Marv's with forensics in the police force of a small town and
though he's not a uniformed cop, he dreams of becoming
one. After going beyond the call of duty in pursuit of felons,
he has a terrible accident which knocks him out, but his life is
saved by a mad scientist, Dr. Wilder (Michael Caton), who
patches him up with the organs culled from his lab collection
of goats, dogs, cats, horses and chimps. After detecting
heroin by sniffing the rear of a passenger at the airport,
Marvin is lionized, inducted into the police force as a full
officer, and now possesses the confidence to introduce
himself to a cutie running an animal shelter, Rianna (Colleen
Haskell in her debut role). From then on, Luke Greenfield
directs the human beast into a series of skits that could have
been gleaned from Saturday Night Live, giving Schneider a
chance to show off his considerable comedic talents.

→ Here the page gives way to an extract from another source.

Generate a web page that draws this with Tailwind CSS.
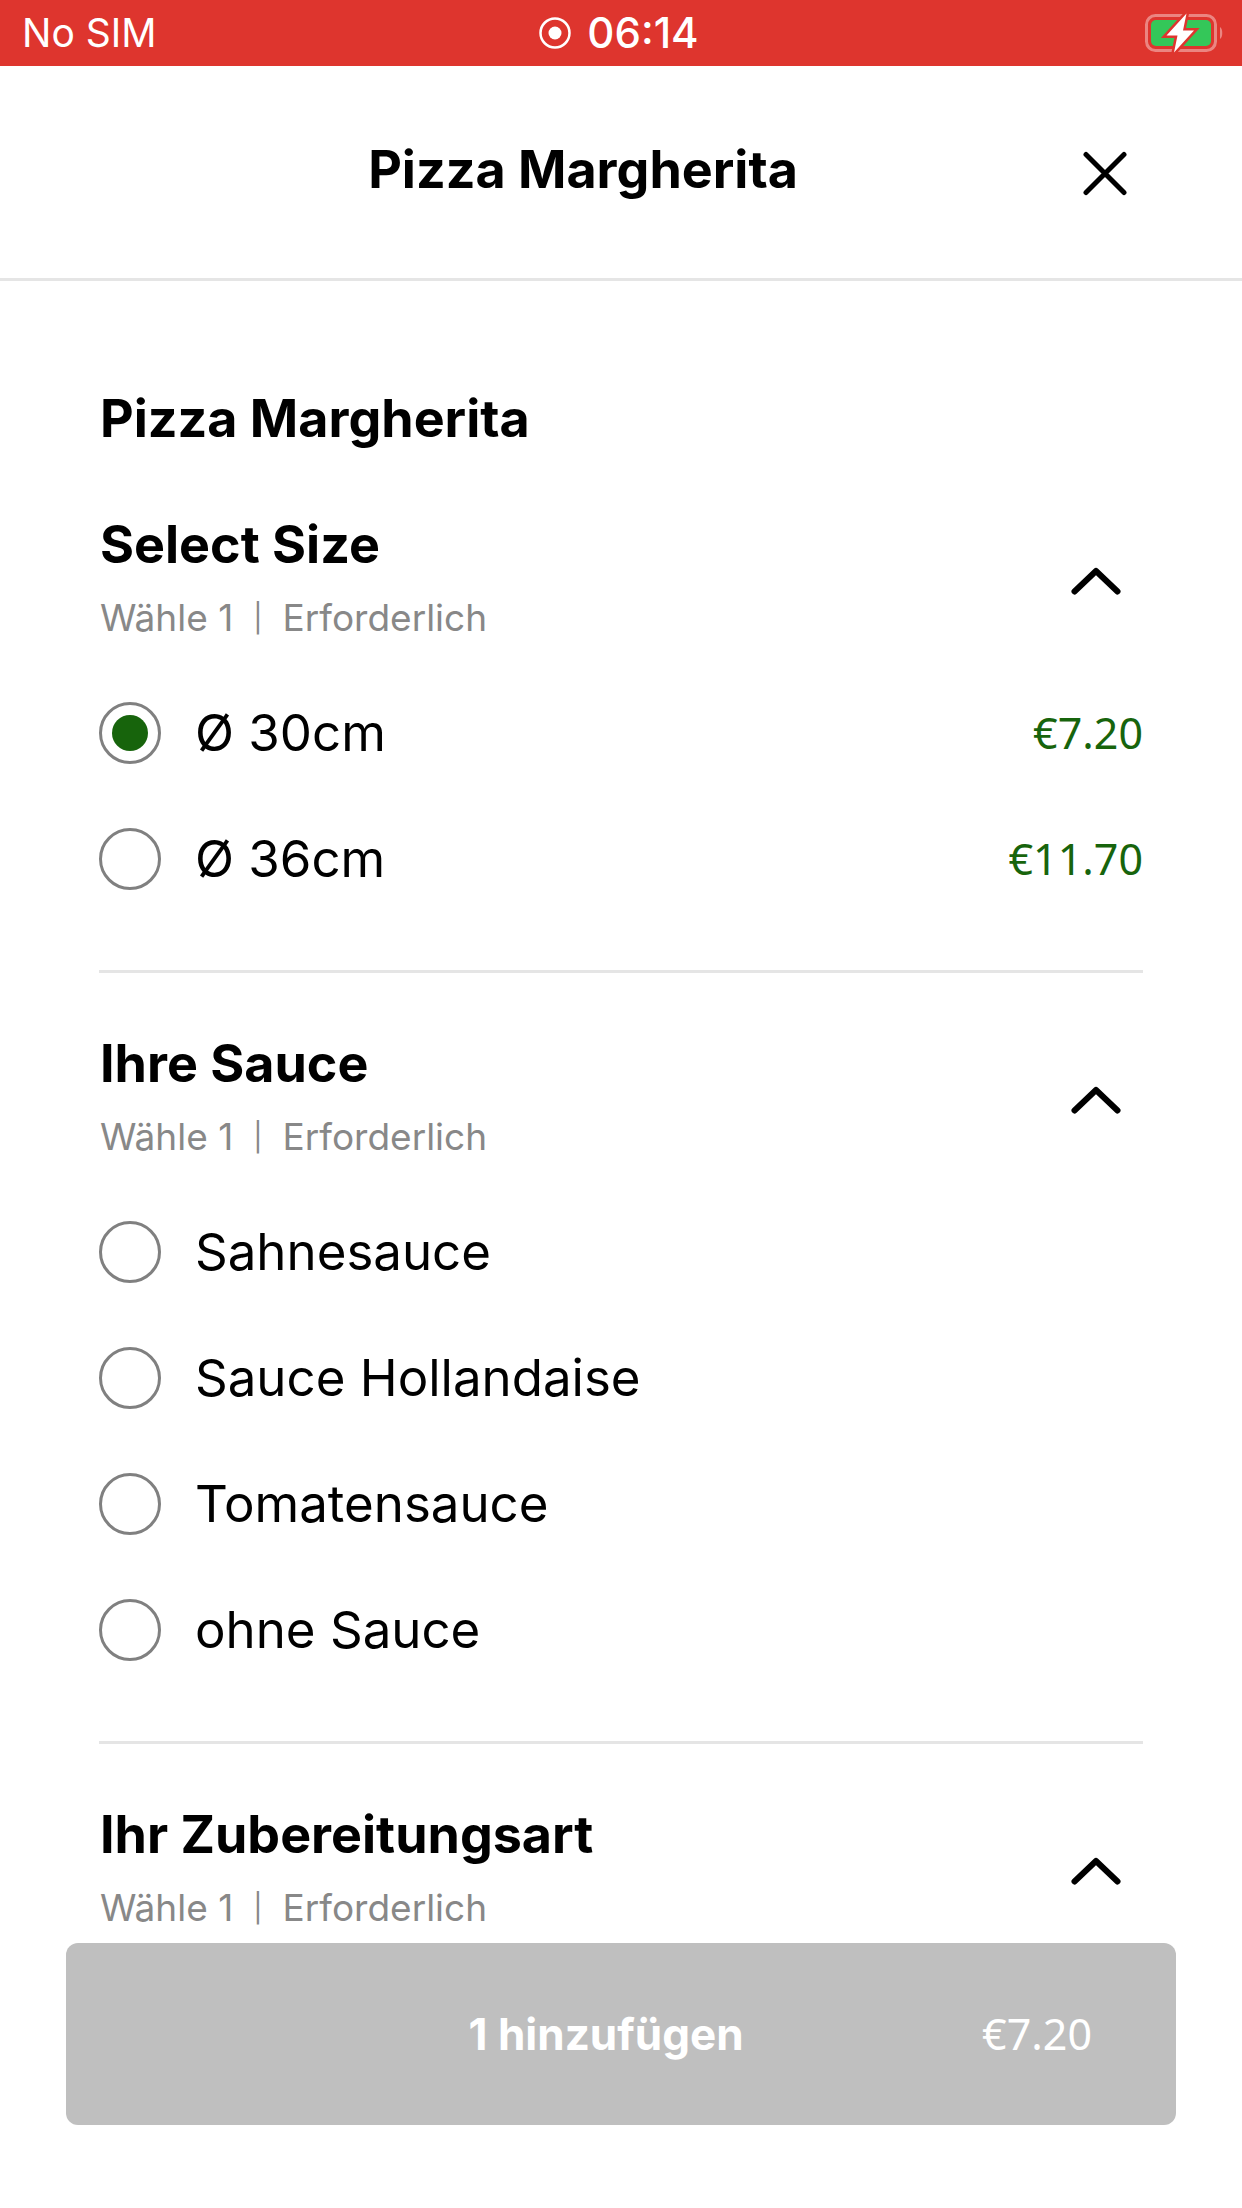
<!DOCTYPE html>
<html lang="de">
<head>
    <meta charset="UTF-8">
    <meta name="viewport" content="width=device-width, initial-scale=1.0">
    <title>Pizza Margherita</title>
    <script src="https://cdn.jsdelivr.net/npm/@tailwindcss/browser@4"></script>
</head>
<body class="min-h-screen flex flex-col bg-white text-black font-['Inter',sans-serif]">

    <!-- Status bar -->
    <div class="grid grid-cols-3 items-center h-[66px] pl-[22px] pr-[18px] bg-[#de352e] text-white text-[39px] leading-[66px]">
        <span>No SIM</span>
        <div class="flex items-center justify-center gap-4 pr-2 font-medium">
            <svg class="size-8" viewBox="0 0 32 32" fill="none">
                <circle cx="16" cy="16" r="14.500" stroke="white" stroke-width="2.500"/>
                <circle cx="16" cy="16" r="6.500" fill="white"/>
            </svg>
            <span class="text-[42px]">06:14</span>
        </div>
        <svg class="justify-self-end w-20 h-10" viewBox="0 0 80 40" fill="none">
            <rect x="2.500" y="2.500" width="69" height="35" rx="9" stroke="white" stroke-opacity="0.4" stroke-width="3"/>
            <path d="M76 14c3 1.500 3 10.500 0 12z" fill="white" fill-opacity="0.4"/>
            <rect x="7" y="7" width="60" height="26" rx="5" fill="#34c759"/>
            <path d="M42.500 0.500 22.500 22.500h11L30 39.500l20-22H39z" fill="white" stroke="#de352e" stroke-width="5" paint-order="stroke"/>
        </svg>
    </div>

    <header class="flex items-center h-[215px] px-[99px] border-b-3 border-[#e5e5e5]">
        <h1 class="flex-1 pb-1 text-center text-[52px] leading-[76px] font-bold">Pizza Margherita</h1>
        <button type="button" aria-label="Schließen" class="flex items-center justify-center w-[76px] h-[76px]">
            <svg class="size-12" viewBox="0 0 48 48" fill="none" stroke="black" stroke-width="5" stroke-linecap="round">
                <path d="M5 6.500l38 38M43 6.500L5 44.500"/>
            </svg>
        </button>
    </header>

    <main class="grow px-[99px] pt-[100px]">
        <h2 class="mb-[50px] pl-px text-[52px] leading-[76px] font-bold">Pizza Margherita</h2>

        <section class="pb-12 border-b-3 border-[#e5e5e5]">
            <div class="flex items-center justify-between mb-[17px] pl-px">
                <div>
                    <h3 class="text-[52px] leading-[76px] font-bold">Select Size</h3>
                    <p class="flex gap-5 text-[37px] leading-[70px] text-[#888888]"><span>Wähle 1</span><span class="text-[28px]">|</span><span>Erforderlich</span></p>
                </div>
                <button type="button" aria-label="Select Size einklappen" class="flex items-center justify-center w-[94px] h-[94px]">
                    <svg class="w-[50px] h-[30px]" viewBox="0 0 50 30" fill="none" stroke="black" stroke-width="6" stroke-linecap="round" stroke-linejoin="round">
                        <path d="M3.500 26.500 25 6l21.500 20.500"/>
                    </svg>
                </button>
            </div>
            <label class="flex items-center h-[126px] text-[51px]">
                <input type="radio" name="size" checked class="appearance-none size-[62px] mr-[34px] rounded-full border-3 border-[#808080] p-[10px] bg-clip-content checked:bg-[#17640c]">
                <span class="flex-1">Ø 30cm</span>
                <span class="font-['Noto_Sans',sans-serif] text-[43px] text-[#17640c]">€7.20</span>
            </label>
            <label class="flex items-center h-[126px] text-[51px]">
                <input type="radio" name="size" class="appearance-none size-[62px] mr-[34px] rounded-full border-3 border-[#808080] p-[10px] bg-clip-content checked:bg-[#17640c]">
                <span class="flex-1">Ø 36cm</span>
                <span class="font-['Noto_Sans',sans-serif] text-[43px] text-[#17640c]">€11.70</span>
            </label>
        </section>

        <section class="pt-[53px] pb-12 border-b-3 border-[#e5e5e5]">
            <div class="flex items-center justify-between mb-[17px] pl-px">
                <div>
                    <h3 class="text-[52px] leading-[76px] font-bold">Ihre Sauce</h3>
                    <p class="flex gap-5 text-[37px] leading-[70px] text-[#888888]"><span>Wähle 1</span><span class="text-[28px]">|</span><span>Erforderlich</span></p>
                </div>
                <button type="button" aria-label="Ihre Sauce einklappen" class="flex items-center justify-center w-[94px] h-[94px]">
                    <svg class="w-[50px] h-[30px]" viewBox="0 0 50 30" fill="none" stroke="black" stroke-width="6" stroke-linecap="round" stroke-linejoin="round">
                        <path d="M3.500 26.500 25 6l21.500 20.500"/>
                    </svg>
                </button>
            </div>
            <label class="flex items-center h-[126px] text-[51px]">
                <input type="radio" name="sauce" class="appearance-none size-[62px] mr-[34px] rounded-full border-3 border-[#808080] p-[10px] bg-clip-content checked:bg-[#17640c]">
                <span>Sahnesauce</span>
            </label>
            <label class="flex items-center h-[126px] text-[51px]">
                <input type="radio" name="sauce" class="appearance-none size-[62px] mr-[34px] rounded-full border-3 border-[#808080] p-[10px] bg-clip-content checked:bg-[#17640c]">
                <span>Sauce Hollandaise</span>
            </label>
            <label class="flex items-center h-[126px] text-[51px]">
                <input type="radio" name="sauce" class="appearance-none size-[62px] mr-[34px] rounded-full border-3 border-[#808080] p-[10px] bg-clip-content checked:bg-[#17640c]">
                <span>Tomatensauce</span>
            </label>
            <label class="flex items-center h-[126px] text-[51px]">
                <input type="radio" name="sauce" class="appearance-none size-[62px] mr-[34px] rounded-full border-3 border-[#808080] p-[10px] bg-clip-content checked:bg-[#17640c]">
                <span>ohne Sauce</span>
            </label>
        </section>

        <section class="pt-[53px]">
            <div class="flex items-center justify-between pl-px">
                <div>
                    <h3 class="text-[52px] leading-[76px] font-bold">Ihr Zubereitungsart</h3>
                    <p class="flex gap-5 text-[37px] leading-[70px] text-[#888888]"><span>Wähle 1</span><span class="text-[28px]">|</span><span>Erforderlich</span></p>
                </div>
                <button type="button" aria-label="Ihr Zubereitungsart einklappen" class="flex items-center justify-center w-[94px] h-[94px]">
                    <svg class="w-[50px] h-[30px]" viewBox="0 0 50 30" fill="none" stroke="black" stroke-width="6" stroke-linecap="round" stroke-linejoin="round">
                        <path d="M3.500 26.500 25 6l21.500 20.500"/>
                    </svg>
                </button>
            </div>
        </section>
    </main>

    <!-- Add to cart -->
    <footer class="px-[66px] pb-[83px]">
        <button type="button" disabled class="flex items-center w-full h-[182px] pl-[164px] pr-[84px] rounded-xl bg-[#bfbfbf] text-white">
            <span class="flex-1 text-center text-[44px] font-bold">1 hinzufügen</span>
            <span class="font-['Noto_Sans',sans-serif] text-[43px]">€7.20</span>
        </button>
    </footer>

</body>
</html>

Besides proving that we people are all animals, the movie
demonstrates that human beings are not at all superior to our
brothers and sisters in our own kingdom. When Marv takes
on the dimensions of a seal, he saves the mayor's son; a
dog, he sniffs out drugs and runs sixty miles per hour; a
chimp, he swings from branches like Michelle Yeoh, eluding
the cops, particularly his hostile and envious partner Sgt. Sisk
(John C. McGinley).
If you like girl-next-door types as I do (Renee Zellweger for
example,) you'll fall big for Colleen Haskell and in general
you'll realize that when physical comedy stays within the
bounds of reasonable decency, it can begin to approach the
merits of the screwball comedies of the thirties that make the
world forget the Depression for a while.